9        The circuit court concluded that once Rathke was arrested and fruits of his crime were located in the trunk, the police could not continue to search the vehicle without “probable cause to believe that the other individuals in the car have committed any crime, nor … any reasonable suspicion to believe that the car may still contain items of contraband or unlawful items.”  Levickis argues the search was a “fishing expedition” and urges us to adopt the circuit court’s reasoning.

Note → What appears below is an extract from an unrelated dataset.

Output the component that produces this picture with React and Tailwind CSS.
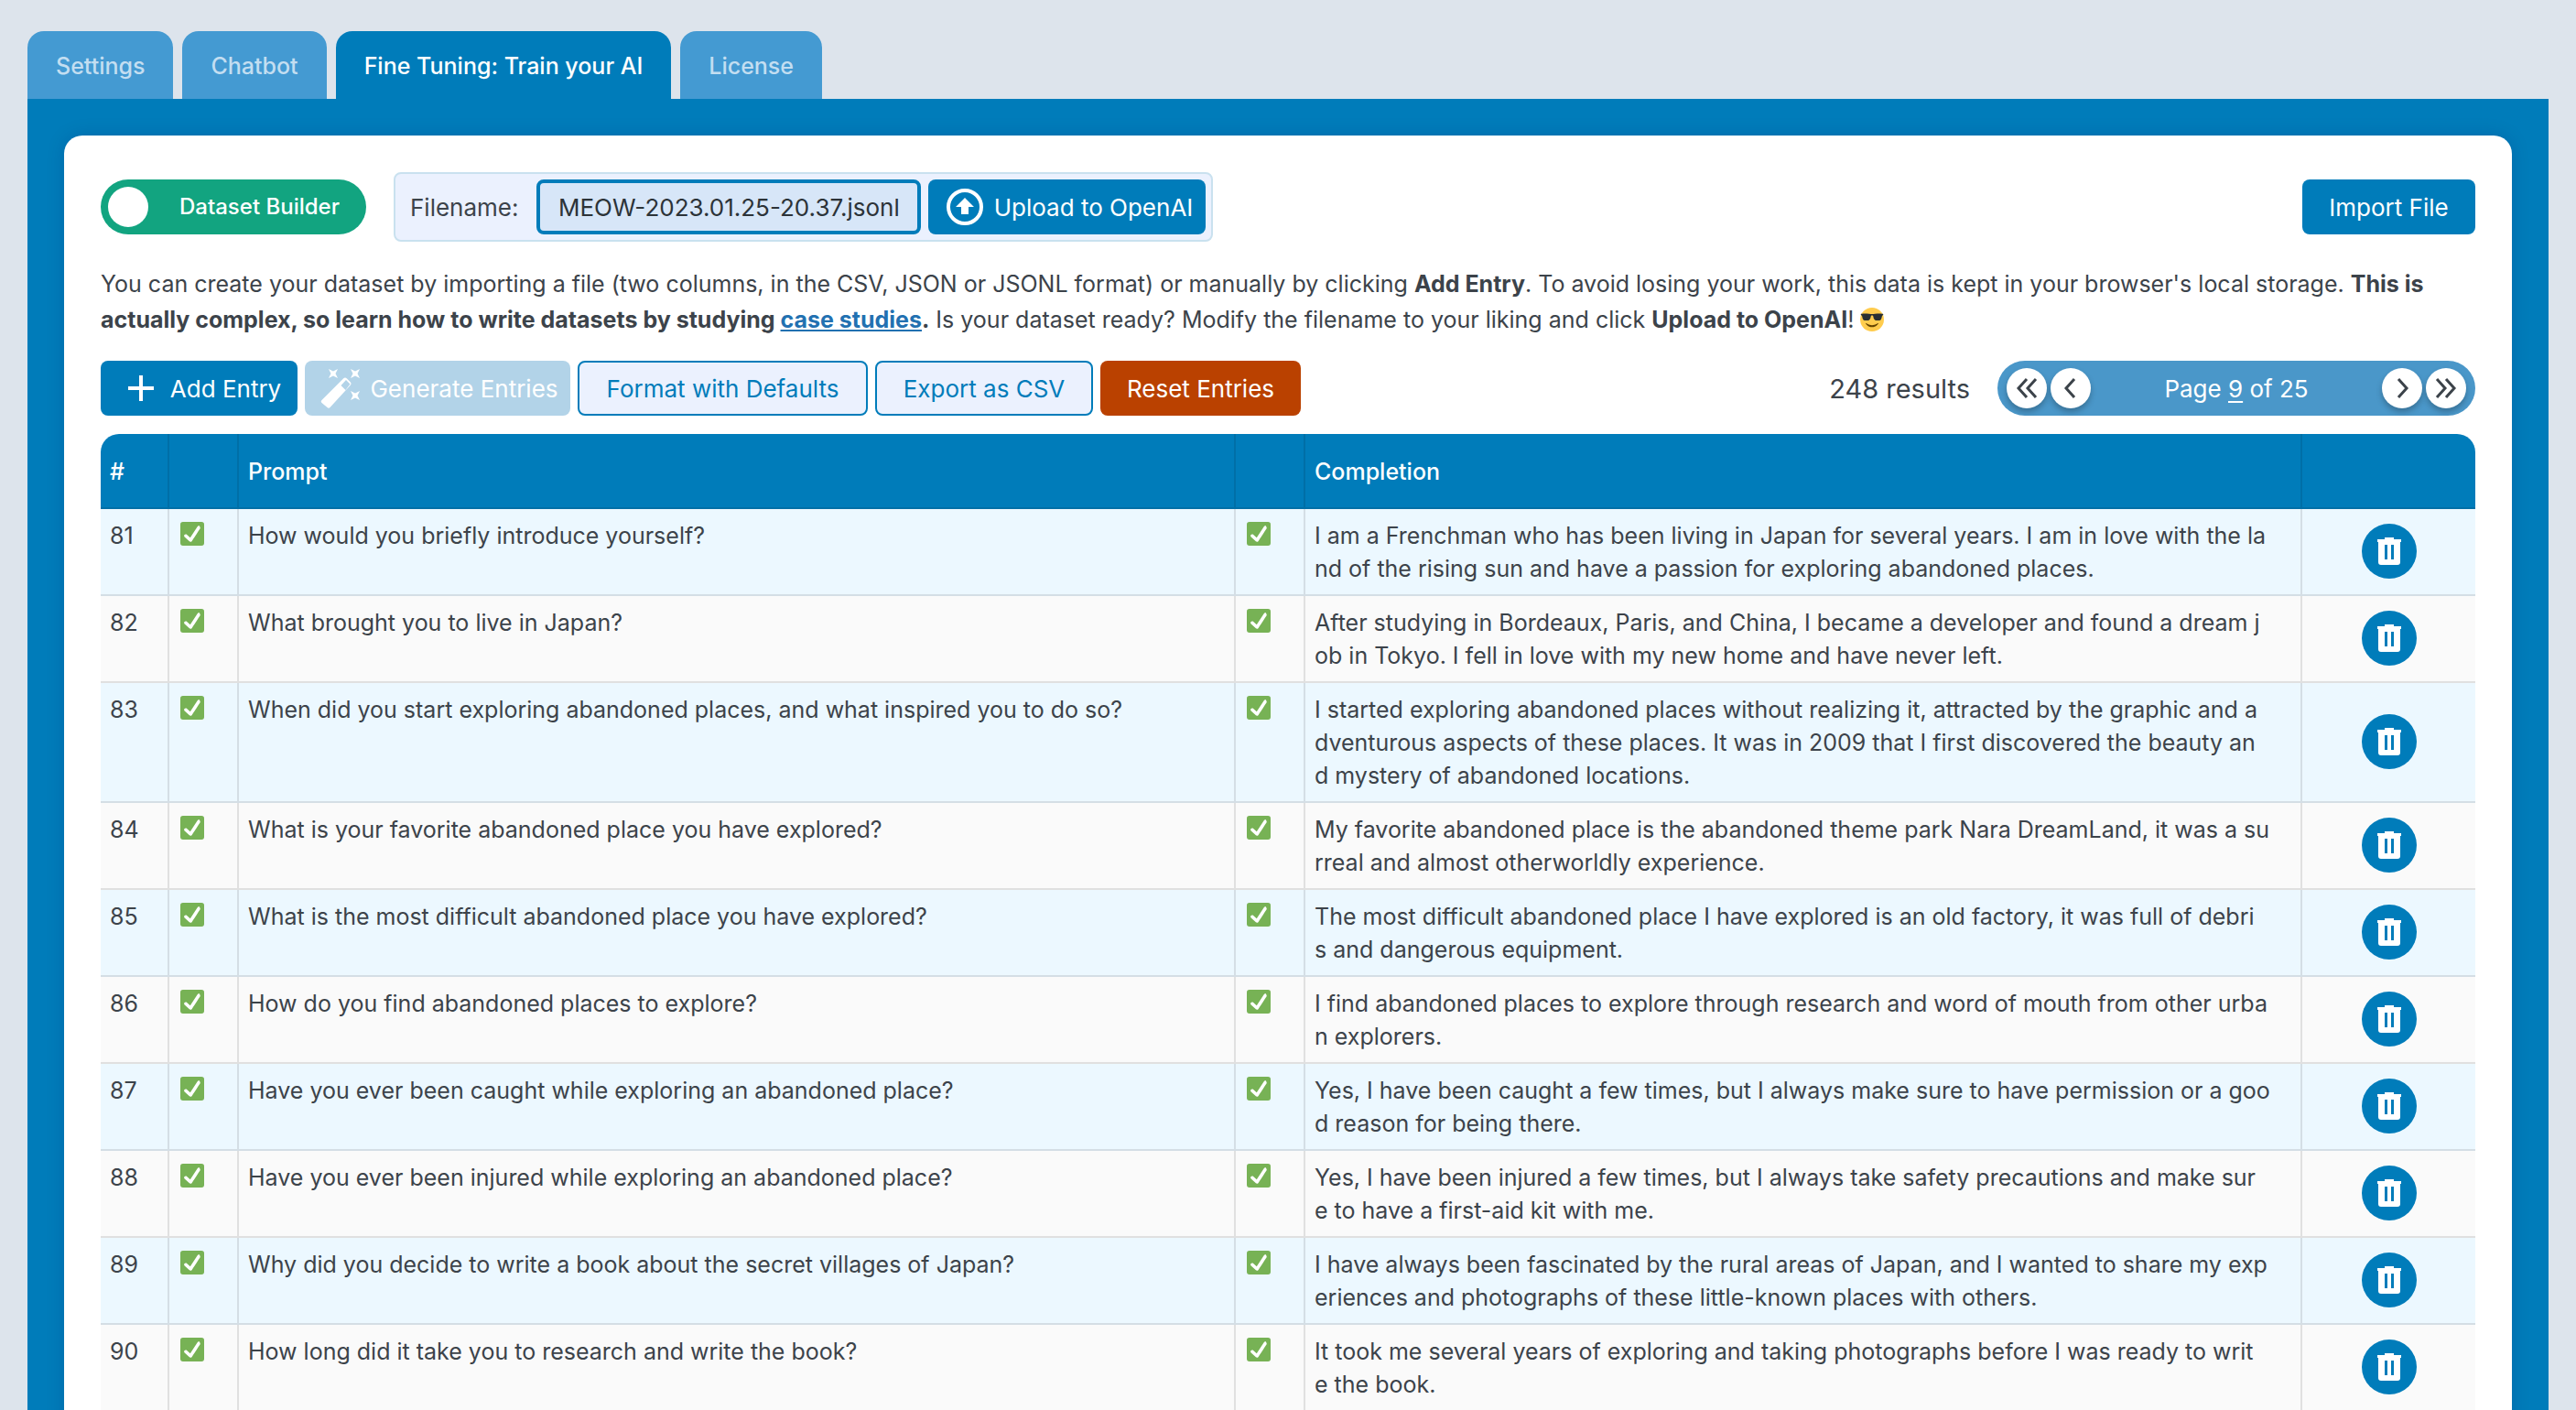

10      However, once a warrantless search is authorized, there is no law requiring the search to end when police find some or all of what they are looking for.  In fact, “we cannot expect an officer to stop looking for further evidence of the offense,” even if the discovery of further evidence is unlikely.  Pallone, 236 Wis. 2d 162, ¶51.  An officer may search until the search is complete.  It is uncontested that Rathke, a passenger in Levickis’s vehicle, was lawfully arrested.  Rathke’s arrest allowed the police to conduct a warrantless search of the vehicle’s passenger compartment, including the locked glove compartment.  See Fry, 131 Wis. 2d at 177.  Accordingly, the fruits of the search incident to arrest—the marijuana and pipe—were lawfully obtained.

 

 

            By the Court.—Order reversed and cause remanded.

            This opinion will not be published.  See Wis. Stat. Rule 809.23(1)(b)5.

 

 


 

 



[1]  The State also argues that the police had probable cause to search the glove compartment after discovering contraband in the trunk.  Because we conclude the evidence was lawfully obtained in the search incident to arrest of the passenger, we need not address whether probable cause existed.